SOURCE EXCERPT:

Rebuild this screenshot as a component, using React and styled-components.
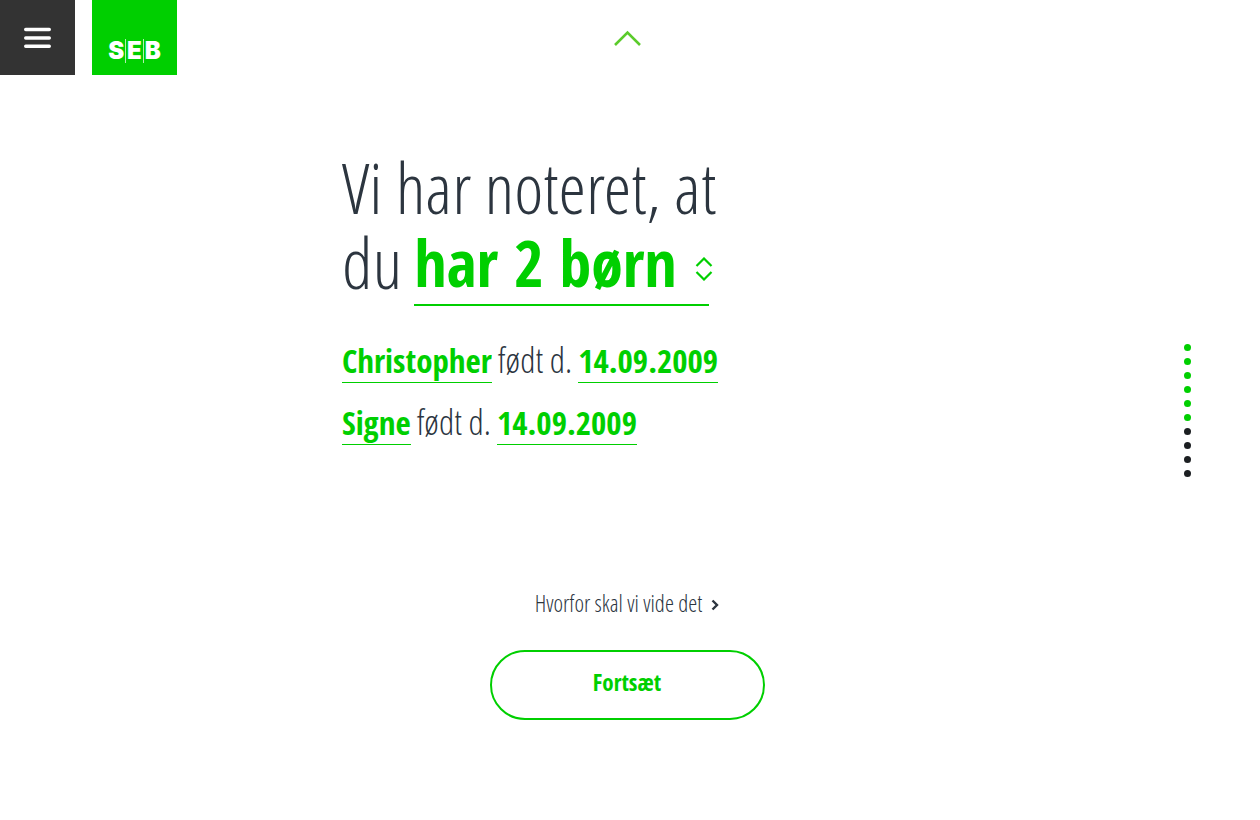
import React, { useState } from 'react';
import styled, { createGlobalStyle } from 'styled-components';

const GREEN = '#00cf00';
const INK = '#2c353f';

const LIGHT = '"Open Sans Condensed Light", "Open Sans Light Condensed", "Lato", sans-serif';
const BOLD = '"Open Sans Condensed", "Lato", sans-serif';

const GlobalStyle = createGlobalStyle`
    *, *::before, *::after {
        box-sizing: border-box;
    }

    body {
        margin: 0;
        background-color: #fff;
        color: ${INK};
        font-family: ${LIGHT};
        font-weight: 300;
    }

    button, input, select {
        font-family: ${BOLD};
        font-weight: 700;
    }
`

const Page = styled.div`
    display: grid;
    grid-template-columns: 1fr minmax(0, 570px) 1fr;
    grid-template-rows: auto 1fr;
    min-height: 100vh;
    padding-right: 6px;
`

const Header = styled.header`
    grid-column: 1 / -1;
    grid-row: 1;
    display: grid;
    grid-template-columns: 1fr auto 1fr;
`

const Brand = styled.div`
    display: flex;
    gap: 17px;
`

const MenuButton = styled.button`
    display: flex;
    align-items: center;
    justify-content: center;
    width: 75px;
    height: 75px;
    padding: 0;
    border: 0;
    background-color: #333;
    cursor: pointer;
`

const Logo = styled.a`
    display: flex;
    align-items: flex-end;
    justify-content: center;
    width: 85px;
    height: 75px;
    padding-bottom: 12px;
    background-color: ${GREEN};
    color: #fff;
    font-family: "Inter", sans-serif;
    font-size: 24px;
    font-weight: 900;
    line-height: 24px;
    text-decoration: none;
`

const LogoLetter = styled.span`
    padding: 0 1px;

    & + & {
        border-left: 1px solid #b0f0b0;
    }
`

const BackButton = styled.button`
    align-self: center;
    display: flex;
    padding: 0;
    border: 0;
    background: none;
    cursor: pointer;
`

const Question = styled.main`
    grid-column: 2;
    grid-row: 2;
    padding: 75px 0 40px;
`

const Title = styled.h1`
    margin: 0 0 36px;
    font-size: 70px;
    font-weight: 300;
    line-height: 75px;
`

const TitleLine = styled.span`
    display: flex;
    gap: 12px;
`

const Picker = styled.span`
    display: flex;
    align-items: center;
    padding-bottom: 3px;
    border-bottom: 2px solid ${GREEN};
    color: ${GREEN};

    svg {
        margin: 12px -4px 0 -16px;
        pointer-events: none;
    }
`

const PickerSelect = styled.select`
    appearance: none;
    height: 76px;
    margin: 0;
    padding: 0 34px 0 0;
    border: 0;
    background: none;
    color: inherit;
    font-size: 64px;
    line-height: 76px;
    cursor: pointer;
`

const Children = styled.ul`
    display: flex;
    flex-direction: column;
    gap: 21px;
    margin: 0;
    padding: 0;
    list-style: none;
`

const Child = styled.li`
    display: flex;
    gap: 6px;
    font-size: 35px;
    line-height: 36px;
`

const Field = styled.input`
    field-sizing: content;
    height: 41px;
    padding: 0 0 4px;
    border: 0;
    border-bottom: 1px solid ${GREEN};
    background: none;
    color: ${GREEN};
    font-size: 33px;
    line-height: 36px;
`

const Actions = styled.div`
    display: flex;
    flex-direction: column;
    align-items: center;
    gap: 35px;
    margin-top: 146px;
`

const WhyLink = styled.a`
    display: flex;
    align-items: center;
    gap: 9px;
    color: ${INK};
    font-size: 23px;
    line-height: 24px;
    text-decoration: none;

    svg {
        margin-top: 3px;
    }
`

const ContinueButton = styled.button`
    width: 275px;
    height: 70px;
    padding: 0 0 6px;
    border: 2px solid ${GREEN};
    border-radius: 35px;
    background: none;
    color: ${GREEN};
    font-size: 23px;
    cursor: pointer;
`

const Steps = styled.nav`
    grid-column: 3;
    grid-row: 1 / -1;
    align-self: center;
    justify-self: end;
    display: flex;
    flex-direction: column;
    gap: 7px;
    margin-right: 63px;
`

const Step = styled.a`
    width: 7px;
    height: 7px;
    border-radius: 50%;
    background-color: ${props => (props.$done ? GREEN : '#1c1f22')};
`

const STEP_COUNT = 10;
const CURRENT_STEP = 6;

const ChildRow = ({ name, born }) => (
    <Child>
        <Field type="text" aria-label="Navn" defaultValue={name} />
        <span>født d.</span>
        <Field type="text" aria-label="Fødselsdato" defaultValue={born} />
    </Child>
)

const App = () => {
    const [count, setCount] = useState('2');

    return (
        <Page>
            <GlobalStyle />
            <Header>
                <Brand>
                    <MenuButton type="button" aria-label="Menu">
                        <svg width="27" height="21" viewBox="0 0 27 21" fill="none" stroke="#fff" strokeWidth="3.4" strokeLinecap="round">
                            <path d="M1.700 2.500h23.600M1.700 11h23.600M1.700 19.300h23.600" />
                        </svg>
                    </MenuButton>
                    <Logo href="#" aria-label="SEB">
                        <LogoLetter>S</LogoLetter>
                        <LogoLetter>E</LogoLetter>
                        <LogoLetter>B</LogoLetter>
                    </Logo>
                </Brand>
                <BackButton type="button" aria-label="Tilbage">
                    <svg width="27" height="16" viewBox="0 0 27 16" fill="none" stroke="#5bcb2b" strokeWidth="2.6">
                        <path d="M1 15L13.500 2.500L26 15" />
                    </svg>
                </BackButton>
            </Header>

            <Question>
                <Title>
                    <TitleLine>Vi har noteret, at</TitleLine>
                    <TitleLine>
                        du
                        <Picker>
                            <PickerSelect
                                aria-label="Antal børn"
                                value={count}
                                onChange={e => setCount(e.target.value)}
                            >
                                <option value="1">har 1 barn</option>
                                <option value="2">har 2 børn</option>
                                <option value="3">har 3 børn</option>
                            </PickerSelect>
                            <svg width="18" height="24" viewBox="0 0 18 24" fill="none" stroke="currentColor" strokeWidth="2.2">
                                <path d="M1.500 9L9 1.500L16.500 9M1.500 15L9 22.500L16.500 15" />
                            </svg>
                        </Picker>
                    </TitleLine>
                </Title>

                <Children>
                    <ChildRow name="Christopher" born="14.09.2009" />
                    <ChildRow name="Signe" born="14.09.2009" />
                </Children>

                <Actions>
                    <WhyLink href="#">
                        Hvorfor skal vi vide det
                        <svg width="8" height="12" viewBox="0 0 8 12" fill="none" stroke="currentColor" strokeWidth="2.4">
                            <path d="M1.500 1.500L6 6L1.500 10.500" />
                        </svg>
                    </WhyLink>
                    <ContinueButton type="button">Fortsæt</ContinueButton>
                </Actions>
            </Question>

            <Steps aria-label="Trin">
                {Array.from({ length: STEP_COUNT }, (_, i) => (
                    <Step key={i} href="#" aria-label={`Trin ${i + 1}`} $done={i < CURRENT_STEP} />
                ))}
            </Steps>
        </Page>
    );
}

export default App;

DIRECTIONS:
Omit the pictures, then repeat exactly each line from the beginning of the listing through the line with "const INK = '#2c353f';".

EXERCISE SOLUTION:
Rebuild this screenshot as a component, using React and styled-components.
import React, { useState } from 'react';
import styled, { createGlobalStyle } from 'styled-components';

const GREEN = '#00cf00';
const INK = '#2c353f';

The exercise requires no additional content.